"Geology is the study of pressure and time. That’s all it takes really... pressure... and time...,” bellows Morgan Freeman’s character, Red, when foreshadowing his friend Andy Dufresne’s harrowing escape from prison in the critically acclaimed movie Shawshank Redemption. Oddly enough, this same logic can be applied to antibiotic resistance, although bacterial change occurs exponentially more rapidly than the millennia it can take to create various geological wonders. For microbes, however, the biological pressures that scientists presume underlie the formation of resistance mutations doesn’t come in the form of sedimentation, stalactites, or shifts in plate tectonics, as it does in geology. Rather, the genetic burdens exerted by numerous human developed antibiotic, and drug therapies, as well as natural environmental conditions, are the most significant factors fueling resistance.
While antimicrobial drug resistance is growing at an alarming rate globally, the phenomenon is not new, nor is it an occurrence that only recently has come to pass. In 1940, only slightly a decade after penicillin’s discovery, the first strains of Staphylococcus resistant to the compound were detected. Five years later, in his Nobel lecture concerning his breakthrough discovery, Alexander Fleming prophetically warned those in attendance about the dangers of microbial resistance:
“It is not difficult to make microbes resistant to penicillin in the laboratory by exposing them to concentrations not sufficient to kill them, and the same thing has occasionally happened in the body...The time may come when penicillin can be bought by anyone in the shops. Then there is the danger that the ignorant man may easily underdose himself and by exposing his microbes to non-lethal quantities of the drug make them resistant.”
While numerous factors are contributing to this sharp rise in resistance that the world is currently experiencing, chief among them is the overuse of antibiotic compounds. Given their extremely rapid and exponential replication rate (an E. coli
bacterium can double itself approximately every 20 minutes), and ability to survive an extensive number of genetic mutations, bacteria have evolved to be the ultimate survivor.
Certainly, long after humans have outlived their time on this planet, microbes will continue to chug along, barely even recognizing our species’ existence. Force the microscopic critters to choose between dying or rapidly adapting by placing them under the chemical squeeze of antibiotic compounds, and they will be all too happy to mutate and return even more virulent. Keep in mind that there are bacterial species (Deinococcus radiodurans) that can withstand a dose of ionizing radiation 3,000 times greater than the dose that would kill a human—due to their extreme ability to repair and adapt to DNA damage that would destroy most life.
So how does science keep on top of a such a seemingly formidable, if not tiny, adversary? Obviously, there are multiple approaches, but developing better therapeutics is paramount for most researchers. While compounds that are fast acting, exquisitely lethal, and unique to only pathogenic bacteria would be ideal, science isn’t quite capable of that form of therapy just yet. However, we are well entrenched in the genomic age, and investigators have advanced tools at their disposal which allow them to identify genotypic mutations that rapidly lead to resistance phenotypes.

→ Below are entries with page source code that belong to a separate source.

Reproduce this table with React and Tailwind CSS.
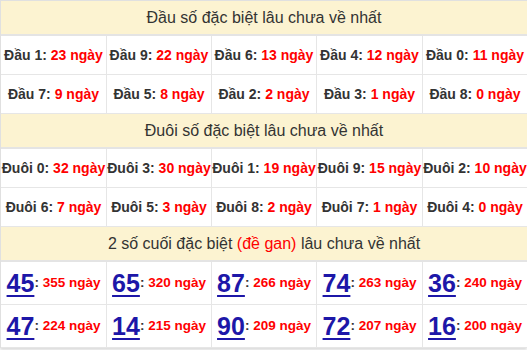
const dau = [
    [["Đầu 1", 23], ["Đầu 9", 22], ["Đầu 6", 13], ["Đầu 4", 12], ["Đầu 0", 11]],
    [["Đầu 7", 9], ["Đầu 5", 8], ["Đầu 2", 2], ["Đầu 3", 1], ["Đầu 8", 0]],
];

const duoi = [
    [["Đuôi 0", 32], ["Đuôi 3", 30], ["Đuôi 1", 19], ["Đuôi 9", 15], ["Đuôi 2", 10]],
    [["Đuôi 6", 7], ["Đuôi 5", 3], ["Đuôi 8", 2], ["Đuôi 7", 1], ["Đuôi 4", 0]],
];

const gan = [
    [["45", 355], ["65", 320], ["87", 266], ["74", 263], ["36", 240]],
    [["47", 224], ["14", 215], ["90", 209], ["72", 207], ["16", 200]],
];

const Header = ({ children }) => (
    <div className="col-span-5 h-[35px] bg-[#fcf3d1] border-b-2 border-r border-[#e4e4e4] flex items-center justify-center text-[16px] text-[#333]">
        {children}
    </div>
)

const Cell = ({ label, days }) => (
    <div className="h-[39px] border-b border-r border-[#e6e6e6] flex items-center justify-center whitespace-nowrap text-[14px] font-bold">
        <span className="text-[#333]">{label}:&nbsp;</span>
        <span className="text-[#ff0000]">{days} ngày</span>
    </div>
)

const BigCell = ({ num, days }) => (
    <div className="h-[43px] border-b border-r border-[#e6e6e6] flex items-center justify-center whitespace-nowrap">
        <span className="text-[25px] leading-none font-bold text-[#1d17a8] underline decoration-2 underline-offset-[3px]">{num}</span>
        <span className="text-[13.5px] font-bold text-[#333]">:&nbsp;</span>
        <span className="text-[13.5px] font-bold text-[#ff0000]">{days} ngày</span>
    </div>
)

const App = () => {
    return (
        <div className="w-[527px] h-[350px] bg-white overflow-hidden" style={{ fontFamily: '"Liberation Sans", Arial, sans-serif' }}>
            <div className="grid grid-cols-[106px_105px_105px_106px_105px] border-t border-l border-[#e0e0e0] shadow-[0_2px_3px_rgba(0,0,0,0.15)]">
                <Header>Đầu số đặc biệt lâu chưa về nhất</Header>
                {dau.flat().map(([l, d]) => <Cell key={l} label={l} days={d} />)}
                <Header>Đuôi số đặc biệt lâu chưa về nhất</Header>
                {duoi.flat().map(([l, d]) => <Cell key={l} label={l} days={d} />)}
                <Header>
                    2 số cuối đặc biệt&nbsp;<span className="text-[#ff0000]">(đề gan)</span>&nbsp;lâu chưa về nhất
                </Header>
                {gan.flat().map(([n, d]) => <BigCell key={n} num={n} days={d} />)}
            </div>
        </div>
    )
}

export default App
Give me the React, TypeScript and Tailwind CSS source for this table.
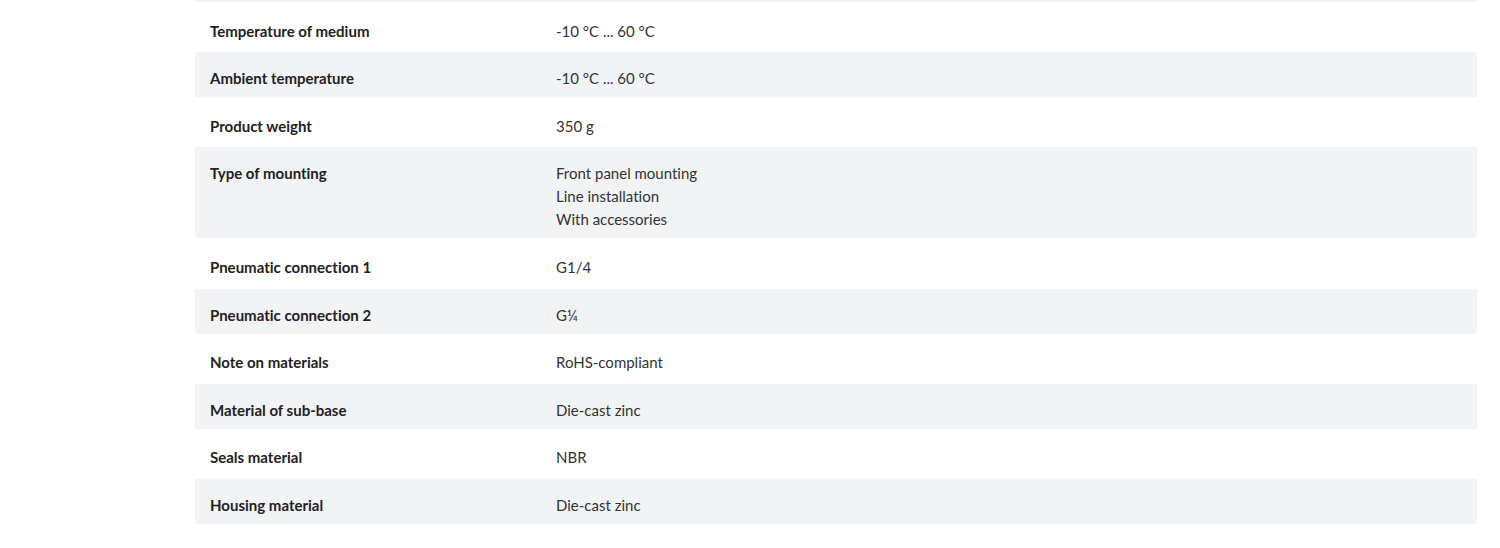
const rows: { label: string; values: string[] }[] = [
  { label: "Temperature of medium", values: ["-10 °C ... 60 °C"] },
  { label: "Ambient temperature", values: ["-10 °C ... 60 °C"] },
  { label: "Product weight", values: ["350 g"] },
  {
    label: "Type of mounting",
    values: ["Front panel mounting", "Line installation", "With accessories"],
  },
  { label: "Pneumatic connection 1", values: ["G1/4"] },
  { label: "Pneumatic connection 2", values: ["G¼"] },
  { label: "Note on materials", values: ["RoHS-compliant"] },
  { label: "Material of sub-base", values: ["Die-cast zinc"] },
  { label: "Seals material", values: ["NBR"] },
  { label: "Housing material", values: ["Die-cast zinc"] },
];

export default function App() {
  return (
    <div className="h-[548px] w-[1500px] overflow-hidden bg-white font-['Lato',sans-serif] text-[15px] text-[#333] [font-variant-ligatures:none]">
      <div className="ml-[195px] flex w-[1282px] flex-col gap-[2.6px]">
        <div className="h-[2px] bg-[#f2f3f5]" />
        {rows.map((row, i) => (
          <div
            key={row.label}
            className={`flex pt-[15px] pb-[7px] leading-[23px] ${i % 2 === 1 ? "bg-[#f2f3f5]" : "bg-white"}`}
          >
            <div className="w-[346px] shrink-0 pl-[15px] font-bold text-[#222]">
              {row.label}
            </div>
            <div className="pl-[15px]">
              {row.values.map((v) => (
                <div key={v}>{v}</div>
              ))}
            </div>
          </div>
        ))}
      </div>
    </div>
  );
}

“Genomic analysis offers an unprecedented window into the origins, functions, and dissemination of antibiotic resistance,” says Michael Gillings, Ph.D., professor in the department of biological sciences at Macquarie University, Sydney, Australia. “We now have the power to understand how antibiotic resistance arises in real time, how resistance genes move between bacterial species, and how bacterial species are spread around the globe. Submissions to globally accessible databases ensure that researchers everywhere can obtain information quickly.”
Gautam Dantas, Ph.D., associate professor in the department of molecular microbiology at Washington University School of Medicine thinks that the simplest impact OMICS is having on the study of resistance is “the ability for us to transcend the culturing barrier. So much of microbiology and the functions encoded in microbiology, such as resistance, are based on ideas of domesticating microbes by bringing them into the lab and studying them deeply. While this method has been very useful, we’ve learned from soil and environmental researchers, as well as the human microbiome project and beyond, that most habitats have rich microbial communities that are not trivial to culture. So genomics sort of gets beyond that by going after the nucleic acids themselves and inferring what the functions might be—and the study of resistance has been expanded because of that approach.”
The influence of genomics on fields like microbial genetics is best viewed through the lens of advanced techniques such as next-generation sequencing (NGS), which has quickly evolved into an affordable method now employed in both research and clinical settings. For microbiologists tasked with monitoring mutations within microbial populations that could lead to resistance, being able to quickly and accurately assess bacterial genotypes is paramount in attemping to stay ahead of drug resistance outbreaks.